Black tea with milk and sugar is one of my favorite things in the world, however. And sipped slowly over many hours, it does stave off hunger, as many an Irish domestic knew.

Update 4pm: I get really hungry about two hours after eating.  The tea always helps–I’m very happy when I’m filled with sugar and caffeine.  Tea is a drug, that in the 19th and early 20th centuries, helped the poor get through their day and functioned as a substitute for food when there was none.  The “lower classes” were also constantly criticized for spending what little money they had on frivolities like tea and sugar; or so it was perceived, in England and on this side of the ocean. Perhaps today’s replacement is coffee or Mountain Dew.

Update 8pm: I had my last tea-and-two-slices an hour early.  What I ate at 4pm didn’t satisfy me at all.  I was having trouble thinking and remembering by 5pm, and by 6 I had to go have a lay down. I feel weak, sick and confused.  When I ate my final meal at 7, I felt full, but gross. I really thought today would be a cakewalk–who doesn’t love tea and toast? But I cannot imagine eating this, and only this, day after day.  It would destroy you.

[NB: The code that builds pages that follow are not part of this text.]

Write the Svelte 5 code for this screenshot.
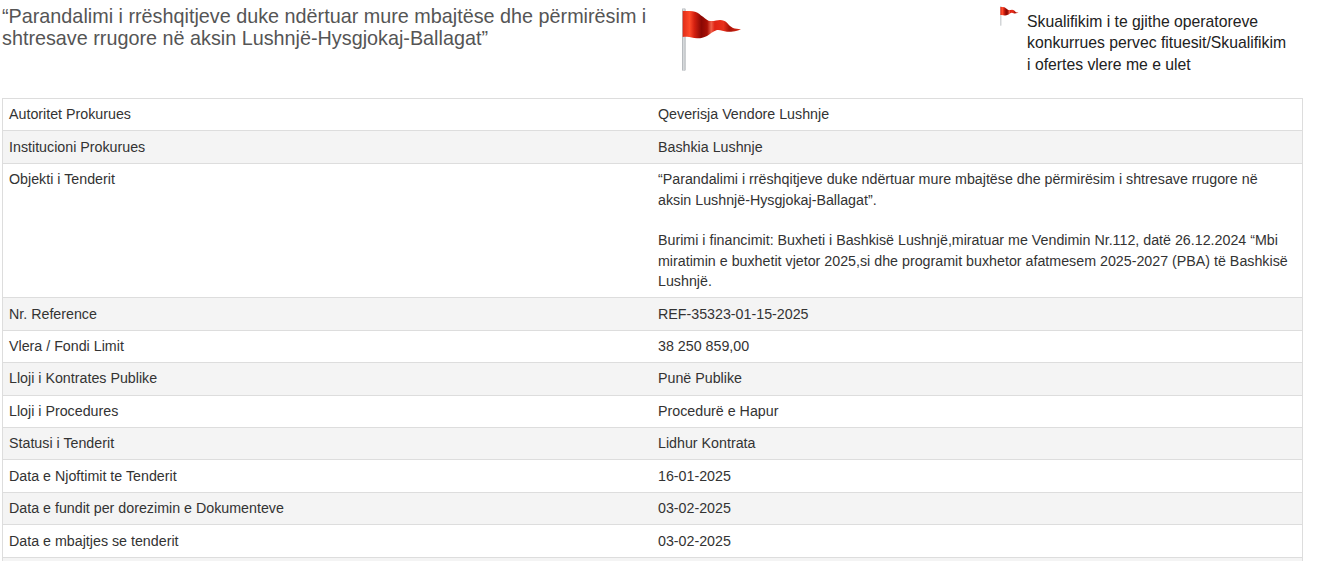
<script>
  const rows = [
    ['Autoritet Prokurues', 'Qeverisja Vendore Lushnje'],
    ['Institucioni Prokurues', 'Bashkia Lushnje'],
    ['Objekti i Tenderit', null],
    ['Nr. Reference', 'REF-35323-01-15-2025'],
    ['Vlera / Fondi Limit', '38 250 859,00'],
    ['Lloji i Kontrates Publike', 'Punë Publike'],
    ['Lloji i Procedures', 'Procedurë e Hapur'],
    ['Statusi i Tenderit', 'Lidhur Kontrata'],
    ['Data e Njoftimit te Tenderit', '16-01-2025'],
    ['Data e fundit per dorezimin e Dokumenteve', '03-02-2025'],
    ['Data e mbajtjes se tenderit', '03-02-2025'],
    ['', '']
  ];
</script>

{#snippet flag(cls, id)}
  <svg class={cls} viewBox="0 0 60 64">
    <defs>
      <linearGradient id={id} x1="0" x2="1" y1="0" y2="0">
        <stop offset="0" stop-color="#e02c18" />
        <stop offset="0.12" stop-color="#ff4a2a" />
        <stop offset="0.2" stop-color="#d42010" />
        <stop offset="0.32" stop-color="#8a0804" />
        <stop offset="0.42" stop-color="#a81006" />
        <stop offset="0.49" stop-color="#f0604a" />
        <stop offset="0.55" stop-color="#e02414" />
        <stop offset="0.7" stop-color="#e8301c" />
        <stop offset="0.8" stop-color="#a81006" />
        <stop offset="1" stop-color="#e03018" />
      </linearGradient>
      <linearGradient id="{id}-pole" x1="0" x2="1" y1="0" y2="0">
        <stop offset="0" stop-color="#a8acb0" />
        <stop offset="0.5" stop-color="#dfe2e4" />
        <stop offset="1" stop-color="#a8acb0" />
      </linearGradient>
    </defs>
    <rect x="0" y="0" width="3.6" height="63" rx="1.6" fill="url(#{id}-pole)" />
    <path d="M0.7 3 C6 3 10 3 13 3.7 C17 5 18 7 21 8.7 C24 11 26 13 28 13 C32 13.5 35 12 38 12 C41 12 43 13 45 14.7 C47 17 49 19 51 20 C53 20.8 56 21 59 21.3 C57 22 56 22.5 55 22.7 C51 23.8 48 24 45 23.7 C41 23 38 21.5 35 22 C31 23 28 26.5 25 28 C21 30 18 30.5 15 30.3 C11 30 8 29 5 28.7 C3 28.6 2 28.8 0.7 29 Z" fill="url(#{id})" />
  </svg>
{/snippet}

<div class="page">
  <header class="top">
    <h2 class="title">“Parandalimi i rrëshqitjeve duke ndërtuar mure mbajtëse dhe përmirësim i shtresave rrugore në aksin Lushnjë-Hysgjokaj-Ballagat”</h2>
    <div class="big-flag">{@render flag('flag-lg', 'grad-lg')}</div>
    <div class="note">
      {@render flag('flag-sm', 'grad-sm')}
      <p>Skualifikim i te gjithe operatoreve konkurrues pervec fituesit/Skualifikim i ofertes vlere me e ulet</p>
    </div>
  </header>

  <table>
    <tbody>
      {#each rows as row, i}
        <tr class:odd={i % 2 === 1}>
          <td>{row[0]}</td>
          <td>
            {#if row[1] === null}
              “Parandalimi i rrëshqitjeve duke ndërtuar mure mbajtëse dhe përmirësim i shtresave rrugore në aksin Lushnjë-Hysgjokaj-Ballagat”.<br /><br />
              Burimi i financimit: Buxheti i Bashkisë Lushnjë,miratuar me Vendimin Nr.112, datë 26.12.2024 “Mbi miratimin e buxhetit vjetor 2025,si dhe programit buxhetor afatmesem 2025-2027 (PBA) të Bashkisë Lushnjë.
            {:else}
              {row[1]}
            {/if}
          </td>
        </tr>
      {/each}
    </tbody>
  </table>
</div>

<style>
  :global(body) {
    margin: 0;
    background: #fff;
    overflow: hidden;
  }

  .page {
    height: 561px;
    overflow: hidden;
    font-family: "Liberation Sans", Arial, sans-serif;
    color: #333;
    font-size: 14.26px;
  }

  .top {
    display: flex;
    height: 98px;
    padding-left: 2px;
  }

  .title {
    flex: none;
    width: 650px;
    margin: 5px 0 0;
    font-size: 19.8px;
    font-weight: 400;
    line-height: 22px;
    color: #555;
  }

  .big-flag {
    flex: none;
    width: 348px;
    padding: 8px 0 0 30px;
    box-sizing: border-box;
  }

  .flag-lg {
    display: block;
    width: 60px;
    height: 64px;
  }

  .note {
    display: flex;
    align-items: flex-start;
    width: 300px;
    padding-top: 6px;
  }

  .flag-sm {
    flex: none;
    width: 19px;
    height: 20px;
    margin-right: 8px;
  }

  .note p {
    margin: 5px 0 0;
    width: 262px;
    font-size: 15.75px;
    line-height: 21.3px;
    color: #222;
  }

  table {
    width: 1301px;
    margin-left: 2px;
    border-collapse: collapse;
    table-layout: fixed;
  }

  td {
    width: 50%;
    height: 31.42px;
    box-sizing: border-box;
    padding: 5.3px 6px 5.72px;
    border: 1px solid #ddd;
    line-height: 20.4px;
    vertical-align: top;
    color: #333;
  }

  td:first-child {
    border-right: 0;
  }

  td:last-child {
    border-left: 0;
    padding-left: 5.5px;
    padding-right: 10px;
  }

  tr.odd td {
    background: #f4f4f4;
  }
</style>
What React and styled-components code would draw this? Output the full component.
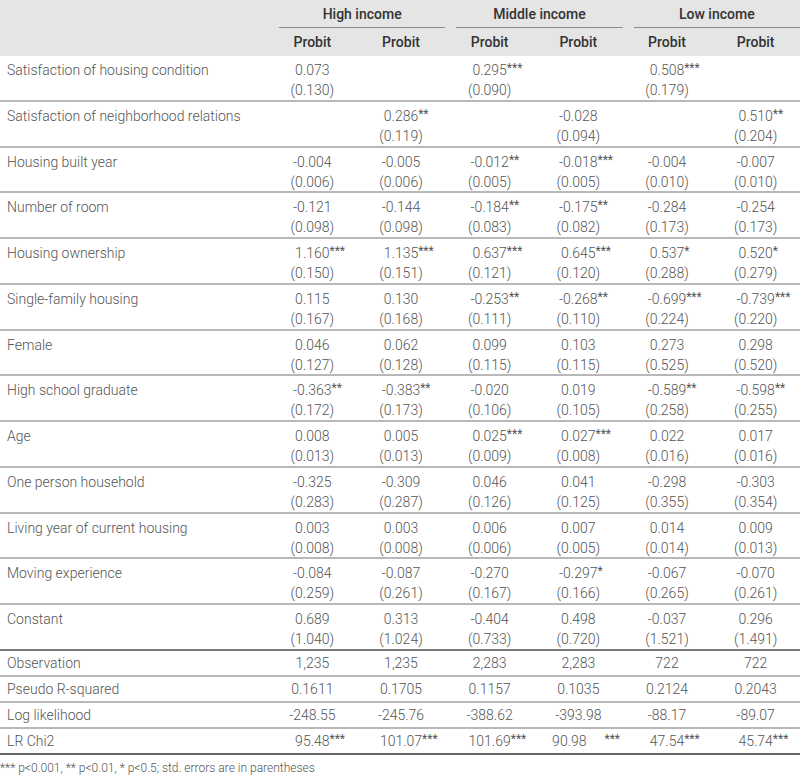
import React from "react";
import styled, { createGlobalStyle } from "styled-components";

const GlobalStyle = createGlobalStyle`
  html, body {
    margin: 0;
    padding: 0;
    background: #ffffff;
  }
  body {
    font-family: Roboto, "Liberation Sans", sans-serif;
    color: #666;
  }
`;

const COLS = "268px repeat(6, 1fr)";

const Table = styled.div`
  width: 800px;
`;

const Head = styled.div`
  background: #e5e5e5;
  display: grid;
  grid-template-columns: ${COLS};
  grid-template-rows: 28px 28px;
  font-weight: 500;
  font-size: 14px;
  color: #333;
`;

const Group = styled.div`
  grid-column: span 2;
  display: flex;
  align-items: center;
  justify-content: center;
  margin-left: 11px;
  border-bottom: 1px solid #8a8a8a;
`;

const HeadCell = styled.div`
  display: flex;
  align-items: center;
  justify-content: center;
  grid-row: 2;
`;

const Row = styled.div`
  display: grid;
  grid-template-columns: ${COLS};
  box-sizing: border-box;
  height: ${(p) => (p.$stat ? "26px" : "45.77px")};
  border-bottom: 2px solid ${(p) => p.$line || "#b8b8b8"};
  font-size: 14px;
  font-weight: 300;
  line-height: 20px;
`;

const Label = styled.div`
  padding-left: 7px;
  padding-top: ${(p) => (p.$stat ? "0" : "4px")};
  display: flex;
  align-items: ${(p) => (p.$stat ? "center" : "flex-start")};
  color: #555;
`;

const Cell = styled.div`
  display: flex;
  flex-direction: column;
  align-items: center;
  justify-content: ${(p) => (p.$stat ? "center" : "flex-start")};
  padding-top: ${(p) => (p.$stat ? "0" : "4px")};
  white-space: nowrap;
  color: #555;
`;

const Value = styled.span`
  white-space: nowrap;
`;

const Stars = styled.span`
  display: inline-block;
  width: 0;
  overflow: visible;
  font-size: 12px;
  font-weight: 400;
  vertical-align: 3px;
  line-height: 10px;
  padding-left: ${(p) => p.$gap || 0}px;
`;

const Note = styled.div`
  font-size: 12px;
  font-weight: 300;
  color: #555;
  line-height: 16px;
  padding-top: 5px;
`;

const rows = [
  ["Satisfaction of housing condition", ["0.073", "(0.130)"], null, ["0.295***", "(0.090)"], null, ["0.508***", "(0.179)"], null],
  ["Satisfaction of neighborhood relations", null, ["0.286**", "(0.119)"], null, ["-0.028", "(0.094)"], null, ["0.510**", "(0.204)"]],
  ["Housing built year", ["-0.004", "(0.006)"], ["-0.005", "(0.006)"], ["-0.012**", "(0.005)"], ["-0.018***", "(0.005)"], ["-0.004", "(0.010)"], ["-0.007", "(0.010)"]],
  ["Number of room", ["-0.121", "(0.098)"], ["-0.144", "(0.098)"], ["-0.184**", "(0.083)"], ["-0.175**", "(0.082)"], ["-0.284", "(0.173)"], ["-0.254", "(0.173)"]],
  ["Housing ownership", ["1.160***", "(0.150)"], ["1.135***", "(0.151)"], ["0.637***", "(0.121)"], ["0.645***", "(0.120)"], ["0.537*", "(0.288)"], ["0.520*", "(0.279)"]],
  ["Single-family housing", ["0.115", "(0.167)"], ["0.130", "(0.168)"], ["-0.253**", "(0.111)"], ["-0.268**", "(0.110)"], ["-0.699***", "(0.224)"], ["-0.739***", "(0.220)"]],
  ["Female", ["0.046", "(0.127)"], ["0.062", "(0.128)"], ["0.099", "(0.115)"], ["0.103", "(0.115)"], ["0.273", "(0.525)"], ["0.298", "(0.520)"]],
  ["High school graduate", ["-0.363**", "(0.172)"], ["-0.383**", "(0.173)"], ["-0.020", "(0.106)"], ["0.019", "(0.105)"], ["-0.589**", "(0.258)"], ["-0.598**", "(0.255)"]],
  ["Age", ["0.008", "(0.013)"], ["0.005", "(0.013)"], ["0.025***", "(0.009)"], ["0.027***", "(0.008)"], ["0.022", "(0.016)"], ["0.017", "(0.016)"]],
  ["One person household", ["-0.325", "(0.283)"], ["-0.309", "(0.287)"], ["0.046", "(0.126)"], ["0.041", "(0.125)"], ["-0.298", "(0.355)"], ["-0.303", "(0.354)"]],
  ["Living year of current housing", ["0.003", "(0.008)"], ["0.003", "(0.008)"], ["0.006", "(0.006)"], ["0.007", "(0.005)"], ["0.014", "(0.014)"], ["0.009", "(0.013)"]],
  ["Moving experience", ["-0.084", "(0.259)"], ["-0.087", "(0.261)"], ["-0.270", "(0.167)"], ["-0.297*", "(0.166)"], ["-0.067", "(0.265)"], ["-0.070", "(0.261)"]],
  ["Constant", ["0.689", "(1.040)"], ["0.313", "(1.024)"], ["-0.404", "(0.733)"], ["0.498", "(0.720)"], ["-0.037", "(1.521)"], ["0.296", "(1.491)"]],
];

const stats = [
  ["Observation", ["1,235", "1,235", "2,283", "2,283", "722", "722"]],
  ["Pseudo R-squared", ["0.1611", "0.1705", "0.1157", "0.1035", "0.2124", "0.2043"]],
  ["Log likelihood", ["-248.55", "-245.76", "-388.62", "-393.98", "-88.17", "-89.07"]],
  ["LR Chi2", ["95.48***", "101.07***", "101.69***", "90.98 ***", "47.54***", "45.74***"]],
];

// splits "0.295***" into number and stars; a space before the stars means they sit apart
const Num = ({ text }) => {
  const m = text.match(/^(.*?)( ?)(\**)$/);
  return (
    <Value>
      {m[1]}
      {m[3] && <Stars $gap={m[2] ? 18 : 0}>{m[3]}</Stars>}
    </Value>
  );
};

const App = () => {
  return (
    <>
      <GlobalStyle />
      <Table>
        <Head>
          <div style={{ gridRow: "1 / span 2" }} />
          <Group>High income</Group>
          <Group>Middle income</Group>
          <Group>Low income</Group>
          {[0, 1, 2, 3, 4, 5].map((i) => (
            <HeadCell key={i}>Probit</HeadCell>
          ))}
        </Head>
        {rows.map(([label, ...cells], r) => (
          <Row key={label} $line={r === rows.length - 1 ? "#777" : null}>
            <Label>{label}</Label>
            {cells.map((c, i) => (
              <Cell key={i}>
                {c && (
                  <>
                    <Num text={c[0]} />
                    <Value>{c[1]}</Value>
                  </>
                )}
              </Cell>
            ))}
          </Row>
        ))}
        {stats.map(([label, vals], r) => (
          <Row key={label} $stat $line={r === stats.length - 1 ? "#666" : null}>
            <Label $stat>{label}</Label>
            {vals.map((v, i) => (
              <Cell key={i} $stat>
                <Num text={v} />
              </Cell>
            ))}
          </Row>
        ))}
      </Table>
      <Note>*** p&lt;0.001, ** p&lt;0.01, * p&lt;0.5; std. errors are in parentheses</Note>
    </>
  );
};

export default App;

I think I might have a banana and some peanut butter before I go to bed.  Don’t judge.

The Battle Creek Diet: Wrap Up

While researching this project, I came across an article on listing the “20th century’s most original and essential vegetarian cookbooks.” Here’s what that had to say about The New Cookery, the Kellogg directed cookbook that was the backbone for this experiment:

“In 1913, Lenna Frances Cooper—head dietitian at Kellogg’s Battle Creek Sanitarium—let the world know what was wrong with vegetarian food: it didn’t taste good. The New Cookery, her corrective text, aims for palatability as well as wholesomeness. The temperance advocated by 19th-century health reformers comes through in many of the recipes here—the alcohol-free “Mint Julep”, the coffee-free “Cereal Coffee”—but Cooper’s book will surprise anyone who thinks that Kellogg’s was all cornflakes. The New Cookery is shot through with sugar and drenched with eggs and cream (sometimes all at once, as with “Baked Eggs in Cream”).

History buffs will enjoy the antecedents to today’s mock meats: Protose—a canned Kellogg product of mashed beans, peanut butter, and onion water—is central to the “Meat Substitutes” chapter, with nut meat loaf calling for a full pound of it (to say nothing of Broiled Protose, Protose Cutlets, or Chipped Protose in Cream). Austere black-and-white photographs depict a lablike, sterile kitchen of precise measurements and methods, and scientific explanations of common kitchen activities—”Stirring is accomplished by a rotary motion of the arm”—ensure that even the greenest cook can proceed.”

This is a good summation of my experiences with this book, and this diet. The food was good, rich, and every meal was well-balanced. Cooper took popular French cuisine, and melded it with Kellogg’s teachings. True to Kellogg’s dictum, my bowels celebrated by leading me to the bathroom with incredibly regularity–two to three times a day.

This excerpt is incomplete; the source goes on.